How to properly create a dataset
How to create a dataset correctly Before your first datasets are published, the data must be prepared for opening. Some data formats limit the ease of further processing. Others, on the other hand, make further automated use much easier. To provide open data, it is important to provide it in formats that are as open as possible. For example, tabular data in PDF format is easy for humans to read, but difficult for machines to interpret. Read below for information on what to think about when creating datasets and how to edit them properly.
We recommend that you include the topic of technical preparation of data records in the training of the IT manager in your organization. References to additional sources of information, which we try to provide in the text, will also help you to better understand.
Analysis of the dataset, proposal of the publication method
Before publishing your datasets, it is important to think about the content and structure of the data itself. Of course, it is possible to publish, for example, a simple CSV file with a clear data structure and it will be a usable resource. Even in this case, however, the dataset should undergo an initial analysis. The analysis is carried out by its Curator, who in cooperation with the IT specialist checks the content of the dataset, chooses the degree of openness in which it will be published and, if necessary, chooses the data schema defining its structure.
As a number of public bodies publish similar datasets, uniform data schemes for specific areas are being developed at national level. This is an effort to harmonise the approach of data providers and standardise the published datasets for a given domain, which greatly simplifies subsequent use by data processors. Thus, if an Open Formal Standard already exists for a given dataset, it can be used or extended to define the content of the dataset.

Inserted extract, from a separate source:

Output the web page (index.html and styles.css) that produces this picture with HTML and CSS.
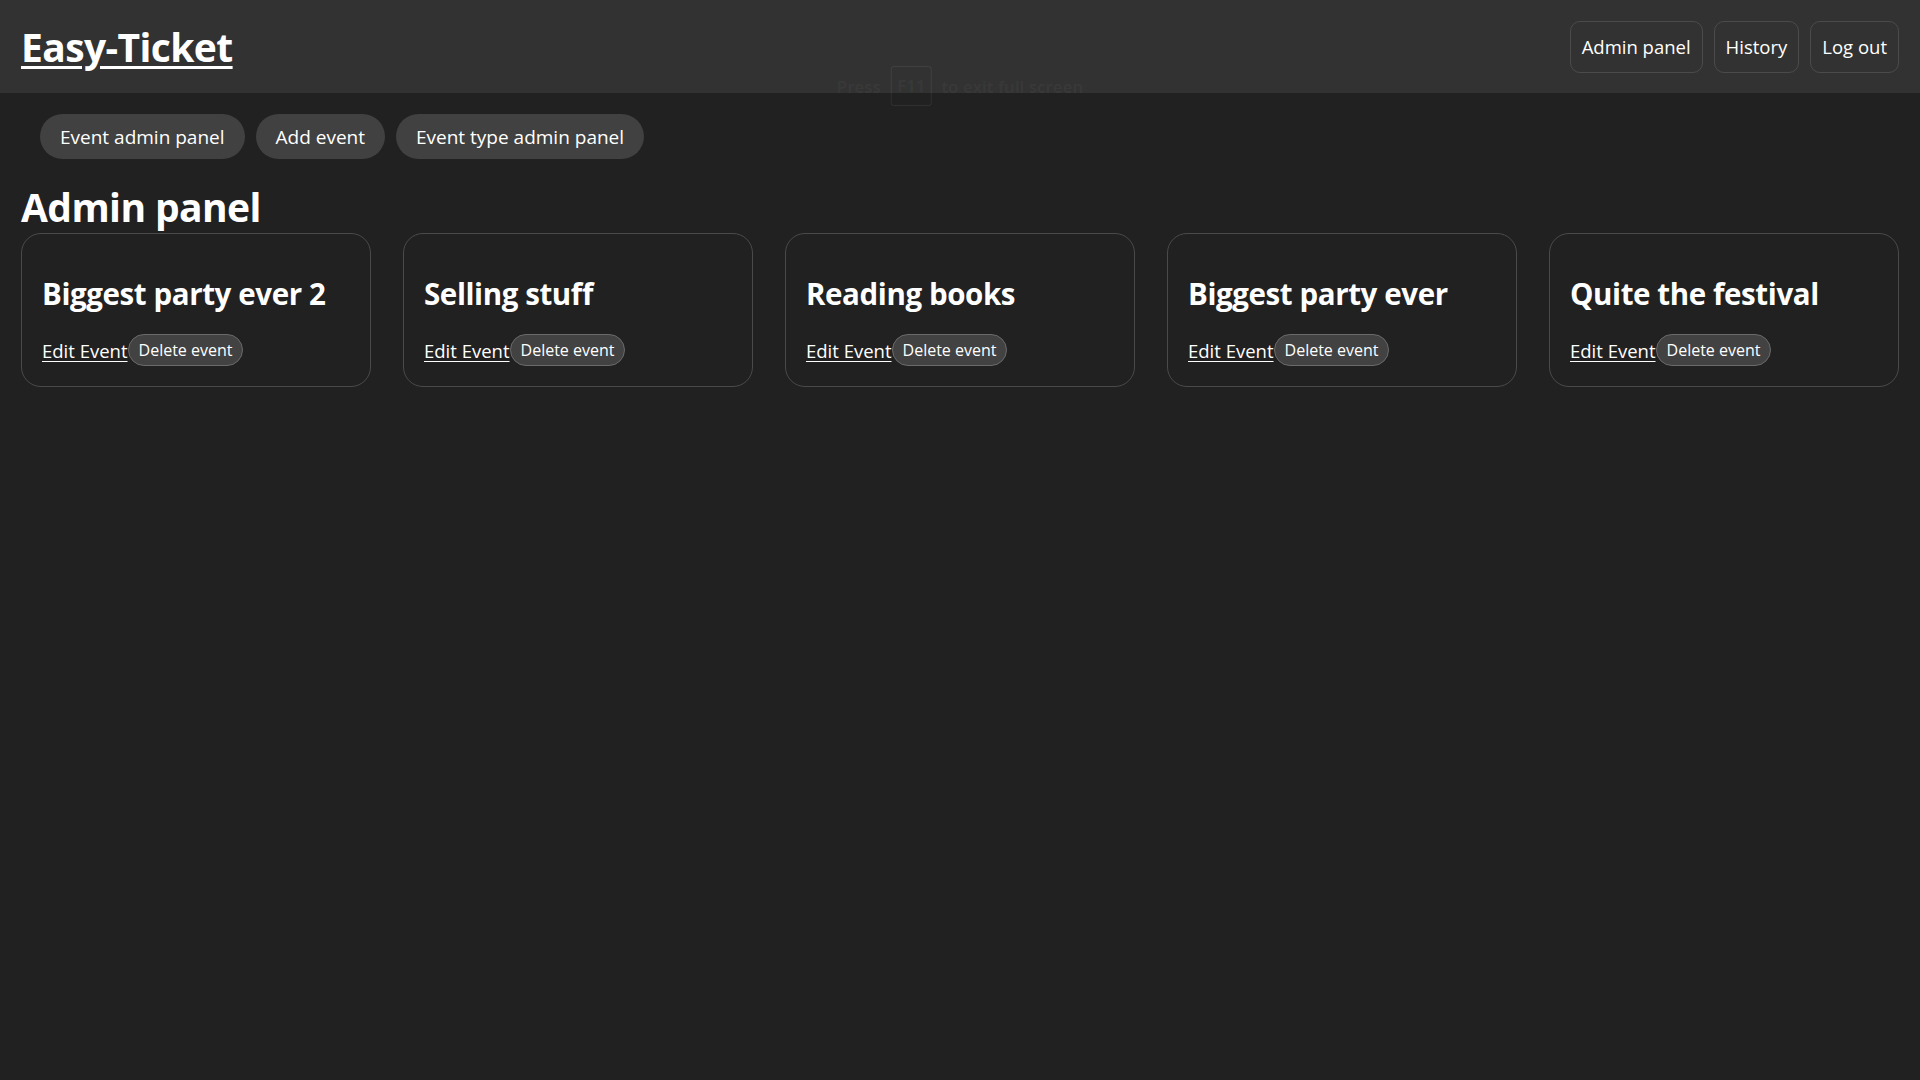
FILE: index.html
```html
<!DOCTYPE html>
<html lang="en">
<head>
<meta charset="utf-8">
<title>Easy-Ticket</title>
<link rel="stylesheet" href="styles.css">
</head>
<body>
<header class="topbar">
  <a class="brand" href="#">Easy-Ticket</a>
  <nav class="topnav">
    <button class="topbtn">Admin panel</button>
    <button class="topbtn">History</button>
    <button class="topbtn">Log out</button>
  </nav>
</header>
<div class="fs-hint"><span>Press</span><span class="key">F11</span><span>to exit full screen</span></div>
<main class="page">
  <nav class="subnav">
    <button class="pill">Event admin panel</button>
    <button class="pill">Add event</button>
    <button class="pill">Event type admin panel</button>
  </nav>
  <h1 class="page-title">Admin panel</h1>
  <section class="cards">
    <article class="card">
      <h2 class="card-title">Biggest party ever 2</h2>
      <div class="actions"><a class="edit" href="#">Edit Event</a><button class="del">Delete event</button></div>
    </article>
    <article class="card">
      <h2 class="card-title">Selling stuff</h2>
      <div class="actions"><a class="edit" href="#">Edit Event</a><button class="del">Delete event</button></div>
    </article>
    <article class="card">
      <h2 class="card-title">Reading books</h2>
      <div class="actions"><a class="edit" href="#">Edit Event</a><button class="del">Delete event</button></div>
    </article>
    <article class="card">
      <h2 class="card-title">Biggest party ever</h2>
      <div class="actions"><a class="edit" href="#">Edit Event</a><button class="del">Delete event</button></div>
    </article>
    <article class="card">
      <h2 class="card-title">Quite the festival</h2>
      <div class="actions"><a class="edit" href="#">Edit Event</a><button class="del">Delete event</button></div>
    </article>
  </section>
</main>
</body>
</html>
```
FILE: styles.css
```css
* { box-sizing: border-box; }
html, body { margin: 0; padding: 0; }
body {
  background: #212121;
  color: #ffffff;
  font-family: "Open Sans", "Noto Sans", sans-serif;
  min-height: 1080px;
  position: relative;
}
button { font-family: inherit; color: #fff; cursor: pointer; }

.topbar {
  height: 93px;
  background: #323232;
  display: flex;
  align-items: center;
  justify-content: space-between;
  padding: 0 21px;
}
.brand {
  color: #fff;
  font-size: 39px;
  font-weight: 700;
  line-height: 48px;
  letter-spacing: -0.6px;
  text-decoration: underline;
  text-decoration-thickness: 3px;
  text-underline-offset: 4px;
}
.topnav { display: flex; gap: 11px; }
.topbtn {
  height: 52px;
  padding: 0 11px;
  background: transparent;
  border: 1px solid #4b4b4b;
  border-radius: 10px;
  font-size: 18.5px;
}

.fs-hint {
  position: absolute;
  top: 66px;
  left: 50%;
  transform: translateX(-50%);
  display: flex;
  align-items: center;
  gap: 10px;
  font-size: 17px;
  font-weight: 600;
  color: rgba(255,255,255,0.055);
  pointer-events: none;
}
.fs-hint .key {
  border: 1px solid rgba(255,255,255,0.07);
  border-radius: 3px;
  padding: 7px 5px;
  line-height: 24px;
}

.page { padding: 0 21px; }
.subnav {
  display: flex;
  gap: 11px;
  padding: 21px 19px 0;
}
.pill {
  height: 45px;
  padding: 0 20px;
  background: #414141;
  border: none;
  border-radius: 23px;
  font-size: 19px;
}
.page-title {
  margin: 24px 0 2px;
  font-size: 39px;
  line-height: 48px;
  font-weight: 700;
  letter-spacing: -0.6px;
}
.cards {
  display: grid;
  grid-template-columns: repeat(5, 1fr);
  gap: 32px;
}
.card {
  border: 1px solid #4a4a4a;
  border-radius: 20px;
  padding: 20px;
}
.card-title {
  margin: 20px 0;
  font-size: 29.5px;
  line-height: 40px;
  font-weight: 700;
  letter-spacing: -0.4px;
}
.actions {
  display: flex;
  align-items: center;
  height: 32px;
}
.edit {
  color: #fff;
  font-size: 18.5px;
  text-decoration: underline;
  text-underline-offset: 3px;
}
.del {
  height: 32px;
  padding: 0 10px;
  background: #424242;
  border: 1px solid #6a6a6a;
  border-radius: 16px;
  font-size: 16px;
}
```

The open formal standards within the meaning of Section 3(9) of Act No. 106/1999 Coll., on free access to information are binding for open data providers who are obliged subjects under Section 4b(1) of Act No. 106/1999 Coll., on free access to information. These are technical recommendations focused on selected datasets that ensure that the same data published by different providers will be interoperable. This makes it easier to use such data, regardless of which provider it comes from. An overview of Open Formal Standards (OFNs), information on their importance and usability can be found here.
Select the degree of openness
To be truly usable, the data you publish should meet basic recommended standards. In practice, this means that the data often needs to be edited (cleaned). For example, in the case of publishing an Excel file, check the structure and integrity of the data according to the degree of openness chosen in your publication plan. In the Czech Republic, as in Germany, the definition of 5 degrees of openness is used for this purpose at national level. In both countries this is based on the five-star model of Tim Berners-Lee2
- Level 1 – the dataset is available on the WWW with appropriate conditions for the use of open data
- Level 2 – the dataset is provided in a machine-readable format that allows automated processing
- Level 3 – the dataset is provided in an open format, i.e. a format with a freely available specification
- Level 4 – IRIs are used to identify entities in the dataset,
- Level 5 – the dataset meets the Linked Data standard.
A detailed description of the levels of openness, including recommended technical standards for each level, can be found at opendata.gov.cz
During the development of the publication plan, the coordinator, in collaboration with the individual curators, selected specific datasets and created a publication plan. In doing so, they took into account a number of things, such as the compliance of the published datasets with legal regulations and publication standards, the assessment of the need and method of data transformation, or the quality of the datasets.
Based on this information, a risk analysis needs to be carried out before the actual publication and a way to address any risks needs to be proposed. If you use the model publication plans, the risks are identified in them and can be taken on board. If you are creating your own publication plan in which you plan to open your own datasets, we recommend following the analysis recommended by the Open Data Portal: Identifying the risks of opening datasets
- Disclosure of data in violation of the law
- Violation of trade secret protection
- Violation of the protection of personal data
- Disclosure of inappropriate data or information
- Misinterpretation of data
- Absence of data consumers
- Overlapping of data.
- Threats to the security of the state / property / persons
For more information on risk analysis in the decision to publish datasets, click here.
Determination of conditions of use
When preparing your own datasets, it is important to think about how they will be used. The first thing to do is to clarify whether your organisation actually owns the rights to the data in question and whether you can regulate the re-use of the data by third parties. In the case of data that has been collected by a service provider on behalf of your organisation, for example, there may be contractual rules that restrict the transfer and reuse of the data. Here, appropriate negotiations between your organisation and the rights holders would be necessary.
Within the Czech Republic, you can use the clearly elaborated guide on how to create licensing permissions for seamless use of open data published at opendata.gov.cz
In the case of Bavaria, we recommend the information published in the German National Portal, which provides both the possibility to publish datasets at the national level and in the Open Data Portal Bayern. A list of licenses accepted on GovData.de can be found here.
If your organisation owns the rights to the datasets, you can focus on reuse policies to make it clear to users how they can continue to process your data. Other restrictions on the reuse of your datasets limit users’ ability to use your data (in a meaningful way). Therefore, the policy should allow for free reuse.